»»

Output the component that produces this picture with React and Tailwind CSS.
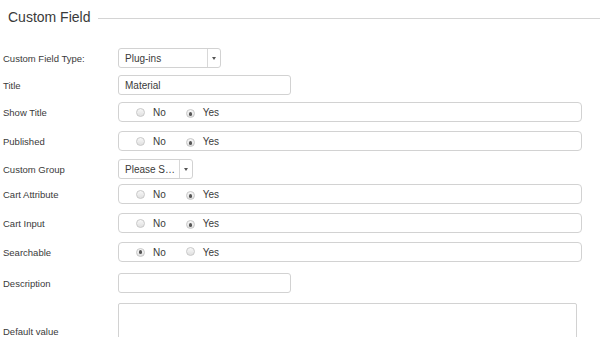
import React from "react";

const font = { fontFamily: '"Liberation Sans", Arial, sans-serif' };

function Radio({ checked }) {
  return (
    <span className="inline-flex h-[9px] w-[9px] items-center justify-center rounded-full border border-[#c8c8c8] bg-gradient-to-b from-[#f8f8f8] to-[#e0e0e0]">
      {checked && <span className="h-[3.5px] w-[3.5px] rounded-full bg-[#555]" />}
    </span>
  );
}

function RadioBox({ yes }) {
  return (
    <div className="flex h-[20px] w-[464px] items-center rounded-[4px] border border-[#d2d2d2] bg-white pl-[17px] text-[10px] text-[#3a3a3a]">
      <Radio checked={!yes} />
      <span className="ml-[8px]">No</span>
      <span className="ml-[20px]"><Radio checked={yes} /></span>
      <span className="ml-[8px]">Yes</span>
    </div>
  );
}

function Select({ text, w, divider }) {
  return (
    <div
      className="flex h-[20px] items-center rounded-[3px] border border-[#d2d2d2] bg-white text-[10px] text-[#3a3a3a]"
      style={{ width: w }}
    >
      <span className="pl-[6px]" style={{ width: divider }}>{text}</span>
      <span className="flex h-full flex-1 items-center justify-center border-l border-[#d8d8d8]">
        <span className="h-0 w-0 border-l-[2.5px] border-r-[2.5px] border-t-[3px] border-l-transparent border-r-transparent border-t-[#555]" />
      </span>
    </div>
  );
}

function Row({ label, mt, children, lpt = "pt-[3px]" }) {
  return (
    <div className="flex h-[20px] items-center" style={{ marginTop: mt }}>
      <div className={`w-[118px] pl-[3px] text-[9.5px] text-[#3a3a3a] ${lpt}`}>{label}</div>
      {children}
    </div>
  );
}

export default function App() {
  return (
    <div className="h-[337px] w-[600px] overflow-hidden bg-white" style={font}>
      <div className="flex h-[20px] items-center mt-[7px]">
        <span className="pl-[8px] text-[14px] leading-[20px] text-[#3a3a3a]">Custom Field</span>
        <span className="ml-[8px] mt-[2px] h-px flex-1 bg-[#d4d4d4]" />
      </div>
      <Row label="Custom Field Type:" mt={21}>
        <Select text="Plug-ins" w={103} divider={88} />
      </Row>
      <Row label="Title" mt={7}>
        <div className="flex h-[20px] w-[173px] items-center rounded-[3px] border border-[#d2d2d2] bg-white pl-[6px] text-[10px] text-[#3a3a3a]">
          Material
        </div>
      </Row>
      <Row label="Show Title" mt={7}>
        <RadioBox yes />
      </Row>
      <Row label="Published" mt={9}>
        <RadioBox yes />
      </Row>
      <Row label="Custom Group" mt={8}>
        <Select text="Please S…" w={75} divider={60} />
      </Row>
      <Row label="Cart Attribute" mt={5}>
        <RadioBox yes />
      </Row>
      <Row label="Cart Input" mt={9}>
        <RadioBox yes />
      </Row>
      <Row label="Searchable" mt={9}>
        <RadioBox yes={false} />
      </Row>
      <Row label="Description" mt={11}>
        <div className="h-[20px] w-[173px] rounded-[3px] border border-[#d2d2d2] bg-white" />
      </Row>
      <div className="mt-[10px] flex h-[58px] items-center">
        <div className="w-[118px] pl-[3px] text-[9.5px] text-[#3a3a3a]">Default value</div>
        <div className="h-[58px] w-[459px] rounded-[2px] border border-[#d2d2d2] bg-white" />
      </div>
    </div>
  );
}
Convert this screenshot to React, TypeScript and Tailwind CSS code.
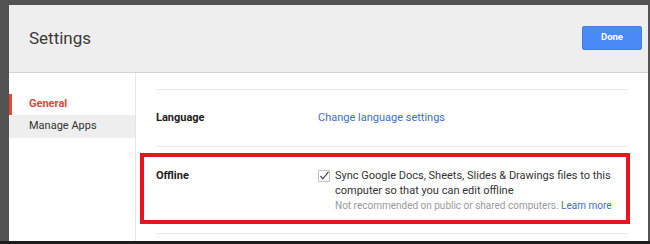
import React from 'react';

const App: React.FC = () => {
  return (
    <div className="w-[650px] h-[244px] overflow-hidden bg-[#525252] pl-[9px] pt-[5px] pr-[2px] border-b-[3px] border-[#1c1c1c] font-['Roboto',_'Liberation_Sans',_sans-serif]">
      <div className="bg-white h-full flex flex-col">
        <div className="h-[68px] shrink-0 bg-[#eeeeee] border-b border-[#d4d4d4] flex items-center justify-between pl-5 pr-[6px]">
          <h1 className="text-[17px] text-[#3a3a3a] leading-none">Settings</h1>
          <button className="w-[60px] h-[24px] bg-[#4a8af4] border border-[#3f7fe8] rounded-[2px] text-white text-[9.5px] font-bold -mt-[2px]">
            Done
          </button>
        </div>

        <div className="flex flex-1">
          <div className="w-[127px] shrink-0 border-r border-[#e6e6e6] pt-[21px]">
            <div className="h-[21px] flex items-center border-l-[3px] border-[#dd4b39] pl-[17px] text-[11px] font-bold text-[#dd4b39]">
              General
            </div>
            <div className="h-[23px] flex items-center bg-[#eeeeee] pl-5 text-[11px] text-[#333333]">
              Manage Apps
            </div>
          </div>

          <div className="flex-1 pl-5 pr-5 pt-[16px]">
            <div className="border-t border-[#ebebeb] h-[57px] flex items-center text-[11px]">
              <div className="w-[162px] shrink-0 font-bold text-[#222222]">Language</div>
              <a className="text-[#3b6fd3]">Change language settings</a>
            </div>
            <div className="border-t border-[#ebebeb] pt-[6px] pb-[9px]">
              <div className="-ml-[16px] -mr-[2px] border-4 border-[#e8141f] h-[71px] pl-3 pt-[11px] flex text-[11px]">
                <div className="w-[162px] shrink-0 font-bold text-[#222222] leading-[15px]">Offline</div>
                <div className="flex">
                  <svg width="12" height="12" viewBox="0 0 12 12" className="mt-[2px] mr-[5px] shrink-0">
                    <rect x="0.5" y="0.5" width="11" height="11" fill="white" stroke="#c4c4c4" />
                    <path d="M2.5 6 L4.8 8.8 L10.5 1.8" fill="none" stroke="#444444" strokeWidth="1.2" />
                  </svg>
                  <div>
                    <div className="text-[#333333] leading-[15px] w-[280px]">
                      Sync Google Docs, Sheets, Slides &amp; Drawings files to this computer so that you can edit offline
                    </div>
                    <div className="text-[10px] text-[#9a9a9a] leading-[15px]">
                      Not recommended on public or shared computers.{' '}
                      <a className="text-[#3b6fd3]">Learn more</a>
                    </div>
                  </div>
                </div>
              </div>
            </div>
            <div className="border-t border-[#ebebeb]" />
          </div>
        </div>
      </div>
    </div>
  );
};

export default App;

««
»»

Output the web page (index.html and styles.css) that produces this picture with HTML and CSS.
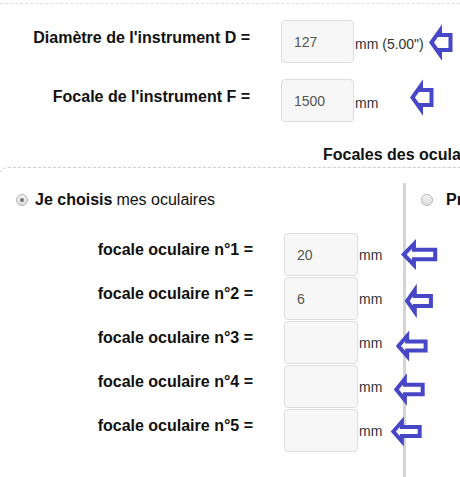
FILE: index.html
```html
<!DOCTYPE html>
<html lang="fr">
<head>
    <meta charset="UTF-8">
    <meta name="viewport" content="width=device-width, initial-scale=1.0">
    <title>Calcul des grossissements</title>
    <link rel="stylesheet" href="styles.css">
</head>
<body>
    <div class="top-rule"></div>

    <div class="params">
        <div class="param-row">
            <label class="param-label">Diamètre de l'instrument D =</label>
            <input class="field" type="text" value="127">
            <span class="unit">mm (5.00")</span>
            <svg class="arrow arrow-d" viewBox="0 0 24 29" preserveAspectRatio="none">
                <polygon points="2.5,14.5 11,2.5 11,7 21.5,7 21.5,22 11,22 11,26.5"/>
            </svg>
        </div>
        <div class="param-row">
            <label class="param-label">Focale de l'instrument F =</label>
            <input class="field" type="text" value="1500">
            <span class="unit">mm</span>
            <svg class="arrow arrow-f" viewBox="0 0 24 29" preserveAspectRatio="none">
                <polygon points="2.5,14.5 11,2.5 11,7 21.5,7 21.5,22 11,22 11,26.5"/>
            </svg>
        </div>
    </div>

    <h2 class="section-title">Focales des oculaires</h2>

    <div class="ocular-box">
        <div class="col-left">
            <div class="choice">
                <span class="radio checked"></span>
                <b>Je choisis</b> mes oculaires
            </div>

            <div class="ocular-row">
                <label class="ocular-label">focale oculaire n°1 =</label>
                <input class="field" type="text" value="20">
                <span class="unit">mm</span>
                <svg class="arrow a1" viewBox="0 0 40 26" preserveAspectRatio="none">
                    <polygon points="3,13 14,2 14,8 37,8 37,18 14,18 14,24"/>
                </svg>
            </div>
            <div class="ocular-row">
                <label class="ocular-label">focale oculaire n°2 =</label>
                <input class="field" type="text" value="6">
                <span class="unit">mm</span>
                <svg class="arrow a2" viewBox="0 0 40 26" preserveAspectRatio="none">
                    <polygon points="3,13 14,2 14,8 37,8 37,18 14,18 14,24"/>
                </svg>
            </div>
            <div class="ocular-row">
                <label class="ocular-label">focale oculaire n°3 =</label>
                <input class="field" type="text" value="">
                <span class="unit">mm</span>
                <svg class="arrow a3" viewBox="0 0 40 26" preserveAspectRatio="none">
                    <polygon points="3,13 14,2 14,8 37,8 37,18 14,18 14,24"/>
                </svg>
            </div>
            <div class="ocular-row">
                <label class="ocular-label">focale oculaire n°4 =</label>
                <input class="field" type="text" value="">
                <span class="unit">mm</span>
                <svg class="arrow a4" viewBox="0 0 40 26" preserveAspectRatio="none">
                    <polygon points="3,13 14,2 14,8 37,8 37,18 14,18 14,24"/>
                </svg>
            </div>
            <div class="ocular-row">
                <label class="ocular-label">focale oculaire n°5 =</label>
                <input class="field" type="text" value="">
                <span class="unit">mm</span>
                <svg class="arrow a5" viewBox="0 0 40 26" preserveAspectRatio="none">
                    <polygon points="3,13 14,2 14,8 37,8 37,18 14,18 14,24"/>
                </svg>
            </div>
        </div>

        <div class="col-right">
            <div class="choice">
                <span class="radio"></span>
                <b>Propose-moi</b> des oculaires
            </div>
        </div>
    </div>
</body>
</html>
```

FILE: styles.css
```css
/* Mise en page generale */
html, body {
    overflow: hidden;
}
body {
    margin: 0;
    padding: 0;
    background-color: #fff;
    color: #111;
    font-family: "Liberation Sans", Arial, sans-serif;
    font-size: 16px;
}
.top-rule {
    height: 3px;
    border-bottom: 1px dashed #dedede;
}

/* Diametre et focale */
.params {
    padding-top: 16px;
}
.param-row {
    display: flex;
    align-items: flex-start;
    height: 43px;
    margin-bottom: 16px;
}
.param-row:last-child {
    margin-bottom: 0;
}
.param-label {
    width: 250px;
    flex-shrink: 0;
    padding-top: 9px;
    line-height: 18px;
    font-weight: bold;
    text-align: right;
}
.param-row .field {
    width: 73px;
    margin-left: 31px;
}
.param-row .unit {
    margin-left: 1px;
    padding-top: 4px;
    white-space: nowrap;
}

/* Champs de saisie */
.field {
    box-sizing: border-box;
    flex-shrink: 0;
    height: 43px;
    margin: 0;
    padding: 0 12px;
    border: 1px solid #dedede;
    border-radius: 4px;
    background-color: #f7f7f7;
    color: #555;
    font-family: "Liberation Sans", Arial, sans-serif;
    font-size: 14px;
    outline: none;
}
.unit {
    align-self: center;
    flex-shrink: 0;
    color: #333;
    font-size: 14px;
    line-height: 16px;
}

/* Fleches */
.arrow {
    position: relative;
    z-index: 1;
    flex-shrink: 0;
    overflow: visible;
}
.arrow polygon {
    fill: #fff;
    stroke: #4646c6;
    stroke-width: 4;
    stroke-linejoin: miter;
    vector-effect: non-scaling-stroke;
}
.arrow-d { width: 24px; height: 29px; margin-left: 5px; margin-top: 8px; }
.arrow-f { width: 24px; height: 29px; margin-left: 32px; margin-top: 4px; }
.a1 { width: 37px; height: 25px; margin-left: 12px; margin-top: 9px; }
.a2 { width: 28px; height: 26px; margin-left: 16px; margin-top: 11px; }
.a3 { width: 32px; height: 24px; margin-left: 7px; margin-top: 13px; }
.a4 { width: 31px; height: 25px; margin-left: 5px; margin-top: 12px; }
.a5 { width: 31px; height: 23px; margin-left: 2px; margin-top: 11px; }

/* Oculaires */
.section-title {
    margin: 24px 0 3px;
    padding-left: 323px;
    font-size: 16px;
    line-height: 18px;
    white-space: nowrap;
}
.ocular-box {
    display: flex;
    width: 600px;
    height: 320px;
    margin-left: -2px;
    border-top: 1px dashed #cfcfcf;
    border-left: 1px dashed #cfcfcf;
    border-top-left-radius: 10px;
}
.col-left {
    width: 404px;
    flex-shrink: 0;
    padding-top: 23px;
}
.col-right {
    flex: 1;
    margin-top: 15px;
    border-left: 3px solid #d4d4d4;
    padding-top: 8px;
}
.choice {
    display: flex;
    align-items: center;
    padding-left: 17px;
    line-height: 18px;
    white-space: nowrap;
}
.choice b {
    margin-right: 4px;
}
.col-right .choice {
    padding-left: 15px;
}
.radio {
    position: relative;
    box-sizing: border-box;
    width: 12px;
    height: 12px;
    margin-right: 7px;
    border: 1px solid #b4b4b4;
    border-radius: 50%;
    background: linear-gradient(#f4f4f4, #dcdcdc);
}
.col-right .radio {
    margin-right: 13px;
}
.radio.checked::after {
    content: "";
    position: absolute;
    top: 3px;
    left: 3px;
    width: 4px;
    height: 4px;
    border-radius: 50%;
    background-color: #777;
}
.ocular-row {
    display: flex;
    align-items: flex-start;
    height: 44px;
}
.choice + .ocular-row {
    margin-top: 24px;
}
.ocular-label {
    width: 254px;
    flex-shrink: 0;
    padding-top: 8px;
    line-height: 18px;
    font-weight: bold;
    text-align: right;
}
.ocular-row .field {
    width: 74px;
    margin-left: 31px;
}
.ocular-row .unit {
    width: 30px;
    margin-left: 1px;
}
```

««

### Task directions
Begin with the line that contains "Convert this screenshot", end with the line that contains "import React from 'react';", and set down every line in that range exactly as it stands, minus the pictures.

### Answer to this problem
Convert this screenshot to React, TypeScript and Tailwind CSS code.
import React from 'react';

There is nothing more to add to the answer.